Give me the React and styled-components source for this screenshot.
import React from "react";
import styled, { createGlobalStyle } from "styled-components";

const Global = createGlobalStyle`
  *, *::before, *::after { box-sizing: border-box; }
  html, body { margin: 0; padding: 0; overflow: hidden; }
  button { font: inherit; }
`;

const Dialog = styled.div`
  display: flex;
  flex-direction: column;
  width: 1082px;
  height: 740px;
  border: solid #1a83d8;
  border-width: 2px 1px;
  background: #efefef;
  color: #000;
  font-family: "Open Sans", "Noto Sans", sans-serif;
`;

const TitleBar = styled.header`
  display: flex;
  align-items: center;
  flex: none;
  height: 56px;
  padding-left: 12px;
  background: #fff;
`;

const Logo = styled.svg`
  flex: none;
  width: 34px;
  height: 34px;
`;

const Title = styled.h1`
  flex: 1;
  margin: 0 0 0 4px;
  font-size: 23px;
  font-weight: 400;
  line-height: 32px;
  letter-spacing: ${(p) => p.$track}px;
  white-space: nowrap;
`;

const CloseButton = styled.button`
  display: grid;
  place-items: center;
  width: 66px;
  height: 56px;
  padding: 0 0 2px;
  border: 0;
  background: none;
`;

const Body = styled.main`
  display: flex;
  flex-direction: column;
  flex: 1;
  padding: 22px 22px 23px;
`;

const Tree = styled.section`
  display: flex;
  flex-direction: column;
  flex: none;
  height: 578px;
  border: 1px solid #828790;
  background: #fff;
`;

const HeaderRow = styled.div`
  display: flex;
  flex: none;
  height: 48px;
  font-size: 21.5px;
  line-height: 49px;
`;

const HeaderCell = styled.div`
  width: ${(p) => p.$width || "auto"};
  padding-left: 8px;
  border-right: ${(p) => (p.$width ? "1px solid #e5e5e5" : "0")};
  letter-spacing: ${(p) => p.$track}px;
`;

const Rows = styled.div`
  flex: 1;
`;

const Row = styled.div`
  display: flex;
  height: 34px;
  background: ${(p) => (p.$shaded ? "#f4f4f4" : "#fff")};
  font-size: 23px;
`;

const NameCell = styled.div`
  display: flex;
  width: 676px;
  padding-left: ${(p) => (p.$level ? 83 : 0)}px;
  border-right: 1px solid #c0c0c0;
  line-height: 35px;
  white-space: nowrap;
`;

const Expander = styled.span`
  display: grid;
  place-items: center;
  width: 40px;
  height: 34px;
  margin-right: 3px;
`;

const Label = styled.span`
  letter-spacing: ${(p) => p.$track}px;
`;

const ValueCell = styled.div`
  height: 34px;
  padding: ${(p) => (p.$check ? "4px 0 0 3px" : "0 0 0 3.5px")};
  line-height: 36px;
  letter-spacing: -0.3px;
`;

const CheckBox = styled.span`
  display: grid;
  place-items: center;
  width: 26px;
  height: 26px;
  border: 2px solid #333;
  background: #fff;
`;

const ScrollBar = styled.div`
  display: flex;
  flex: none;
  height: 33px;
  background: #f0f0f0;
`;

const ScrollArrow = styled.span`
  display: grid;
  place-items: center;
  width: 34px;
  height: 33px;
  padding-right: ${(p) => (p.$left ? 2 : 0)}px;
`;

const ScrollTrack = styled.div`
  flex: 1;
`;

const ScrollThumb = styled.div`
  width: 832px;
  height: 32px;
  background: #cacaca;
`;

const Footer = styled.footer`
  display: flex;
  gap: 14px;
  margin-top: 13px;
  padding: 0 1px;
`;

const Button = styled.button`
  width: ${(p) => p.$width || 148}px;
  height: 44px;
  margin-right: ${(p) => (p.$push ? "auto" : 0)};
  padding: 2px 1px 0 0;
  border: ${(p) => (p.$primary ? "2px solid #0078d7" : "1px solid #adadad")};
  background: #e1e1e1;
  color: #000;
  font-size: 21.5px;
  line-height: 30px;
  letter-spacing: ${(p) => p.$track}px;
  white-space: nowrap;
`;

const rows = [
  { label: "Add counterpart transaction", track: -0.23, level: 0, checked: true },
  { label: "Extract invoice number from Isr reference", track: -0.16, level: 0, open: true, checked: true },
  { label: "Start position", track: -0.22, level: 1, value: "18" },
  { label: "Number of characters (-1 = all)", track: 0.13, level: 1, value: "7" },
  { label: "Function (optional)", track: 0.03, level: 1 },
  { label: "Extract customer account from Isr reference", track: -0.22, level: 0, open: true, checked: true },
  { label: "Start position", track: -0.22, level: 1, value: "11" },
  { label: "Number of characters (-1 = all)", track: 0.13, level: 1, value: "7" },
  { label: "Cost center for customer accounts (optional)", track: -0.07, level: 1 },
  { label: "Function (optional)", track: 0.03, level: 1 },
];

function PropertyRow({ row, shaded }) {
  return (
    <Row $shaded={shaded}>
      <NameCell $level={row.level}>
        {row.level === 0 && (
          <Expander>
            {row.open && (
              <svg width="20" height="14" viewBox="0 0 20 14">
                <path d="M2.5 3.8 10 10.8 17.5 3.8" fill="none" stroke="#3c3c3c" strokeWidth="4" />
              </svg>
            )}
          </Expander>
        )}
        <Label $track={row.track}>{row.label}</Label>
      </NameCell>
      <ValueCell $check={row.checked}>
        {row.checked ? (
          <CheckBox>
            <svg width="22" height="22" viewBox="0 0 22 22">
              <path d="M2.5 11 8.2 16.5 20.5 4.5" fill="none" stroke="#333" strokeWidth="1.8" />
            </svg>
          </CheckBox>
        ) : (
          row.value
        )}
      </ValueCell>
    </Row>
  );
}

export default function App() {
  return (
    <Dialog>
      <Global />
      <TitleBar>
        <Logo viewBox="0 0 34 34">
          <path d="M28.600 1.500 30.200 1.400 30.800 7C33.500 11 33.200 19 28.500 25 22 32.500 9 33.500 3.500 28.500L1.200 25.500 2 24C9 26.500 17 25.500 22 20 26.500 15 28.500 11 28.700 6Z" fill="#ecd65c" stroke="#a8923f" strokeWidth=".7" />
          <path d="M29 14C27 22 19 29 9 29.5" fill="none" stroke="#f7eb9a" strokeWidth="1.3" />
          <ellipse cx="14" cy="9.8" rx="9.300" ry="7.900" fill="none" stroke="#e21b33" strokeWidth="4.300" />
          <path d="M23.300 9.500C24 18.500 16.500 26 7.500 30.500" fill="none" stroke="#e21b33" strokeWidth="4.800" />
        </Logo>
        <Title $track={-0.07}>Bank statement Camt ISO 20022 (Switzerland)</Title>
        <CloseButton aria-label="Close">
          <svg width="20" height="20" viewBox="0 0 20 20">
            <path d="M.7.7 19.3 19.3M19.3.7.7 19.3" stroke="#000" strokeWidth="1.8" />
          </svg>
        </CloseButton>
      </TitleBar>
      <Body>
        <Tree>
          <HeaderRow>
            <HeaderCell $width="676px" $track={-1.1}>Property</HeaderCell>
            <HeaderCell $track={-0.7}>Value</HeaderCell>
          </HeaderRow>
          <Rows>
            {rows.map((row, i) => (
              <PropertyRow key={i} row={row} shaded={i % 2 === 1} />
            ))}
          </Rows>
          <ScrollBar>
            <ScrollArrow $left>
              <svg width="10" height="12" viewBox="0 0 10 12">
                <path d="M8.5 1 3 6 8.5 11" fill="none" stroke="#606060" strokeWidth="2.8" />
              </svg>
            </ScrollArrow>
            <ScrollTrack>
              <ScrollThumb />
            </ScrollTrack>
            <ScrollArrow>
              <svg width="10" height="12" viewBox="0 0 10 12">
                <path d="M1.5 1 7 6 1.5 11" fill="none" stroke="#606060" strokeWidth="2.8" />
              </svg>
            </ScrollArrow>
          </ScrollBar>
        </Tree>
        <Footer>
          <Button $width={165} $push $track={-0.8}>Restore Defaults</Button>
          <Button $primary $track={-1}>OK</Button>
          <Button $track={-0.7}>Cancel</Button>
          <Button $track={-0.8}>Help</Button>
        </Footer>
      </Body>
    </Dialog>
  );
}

───

Collect, from the material above, every line containing the word "React".

Give me the React and styled-components source for this screenshot.
import React from "react";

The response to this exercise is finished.